A group of us have taken to doing script readings online. Table reads, working as hard as we can to stay ahead of the script enough so that there are no awkward pauses while we figure out who’s going to take the part. This Saturday night saw a group of us doing a read of Book of Shadows: Blair Witch 2. I hadn’t seen it, which is okay; the script apparently deviates in some interesting ways, but neither was very good. Anyway, after the reading, we got to talking about the archetype of the witch.
Of course, the Witch is older than film. So old we don’t know how old she is. She comes with a lot of baggage. Old stories do. The stories change with time and with social development, but their roots run deep. It’s impossible to liberate the old stories from their origins entirely, and it’s certainly true that not all creators try.
The script at least paid lip service to the idea; the character named Heather in the script (I don’t know which character she is in the finished film) is a self-declared Wiccan. She gives one of the little “living in harmony with nature” speeches that can make you feel embarrassed to be a Pagan. I’ve heard it many times before, and I was willing to let that go. But then, as the story progressed, she, too, was willing to slip into “witch” to mean “evil woman.”
At her heart, the Witch is a figure of feminine power; remember that, in Harry Potter, “wizard” is the universal term, but “witch” means “female wizard.” In his last book, Sir Terry Pratchett started exploring the idea that the whole thing might not be so cut-and-dry as all that, but that’s after decades of declaring that Witch=female and Wizard=male. L. Frank Baum? Witches, be they Good or Wicked. If we go back to history, we have the Salem Witch Trials; men and women were tried, convicted, and hanged, but it was women first. Nowhere near as many women were killed as some people will try to convince you, and a heck of a lot more men, but the easiest way to be accused of witchcraft was to be a woman doing what you weren’t expected to.
But, the odd Glinda or Esme Weatherwax or Hermione Granger aside, the Witch is also a symbol of darkness, of—well. Take your adjective. Wicked. Evil. Things like that. She is in the Halloween pantheon along with the Vampire, the Werewolf, the Ghost, what Stephen King calls the Thing With No Name. What’s more, she is one of the few really old yet lingering female archetypes with anything approaching power, and often, her power is rooted in her very femininity. Her evil is rooted in fear of her power.

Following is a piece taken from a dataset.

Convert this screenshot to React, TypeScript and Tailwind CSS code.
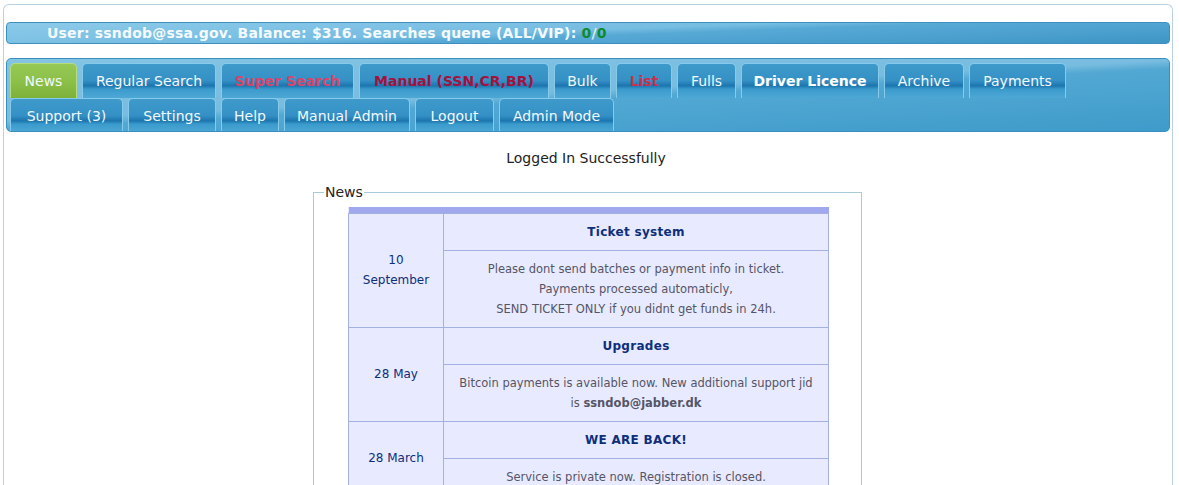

I don’t think all uses of the Witch are misogynistic, not even all uses of the Wicked Witch. But I think the archetype itself has a fair amount of misogyny behind it. I think it’s rooted in a fear and distrust and, yes, even hatred of women, and I think it’s all too easy for that fear and distrust and hatred to come to the surface when she is used. The word is so old that its etymology is uncertain; conversely, its theoretical equivalent, “warlock,” is only from the sixteenth century. And means, originally, “Oath-breaker.” But witchcraft has been women’s work for over a thousand years.
What makes the Witch wicked, as she usually is? She has failed in some way to be properly feminine. She holds wisdom or magic or just raw power of some sort. She can make you do what you don’t want to do—in the Book of Shadows script, she’s been dead for a long time and still warps Our Ostensible Heroes’ perceptions of reality. In the book of The Wizard of Oz, the Wicked Witch of the West is able to enslave Dorothy, and in the movie, the Good Witch holds knowledge that she keeps from Dorothy to make her tramp all over Oz instead.
Frankly, the Wicked Witch of the West is in many ways driven by sympathetic aims. Her sister has been killed, and her sister’s property has been stolen by the murderer. Put in those terms, her anger is completely reasonable, as is her drive for revenge. Hence Wicked. But the other perspective is engrained so deeply that “wicked” is just part of her name. Which she doesn’t have, in the original. But Glinda does, and Glinda is much closer to our perception of the Fairy Queen. It’s the wicked one who’s the witch as we think of them.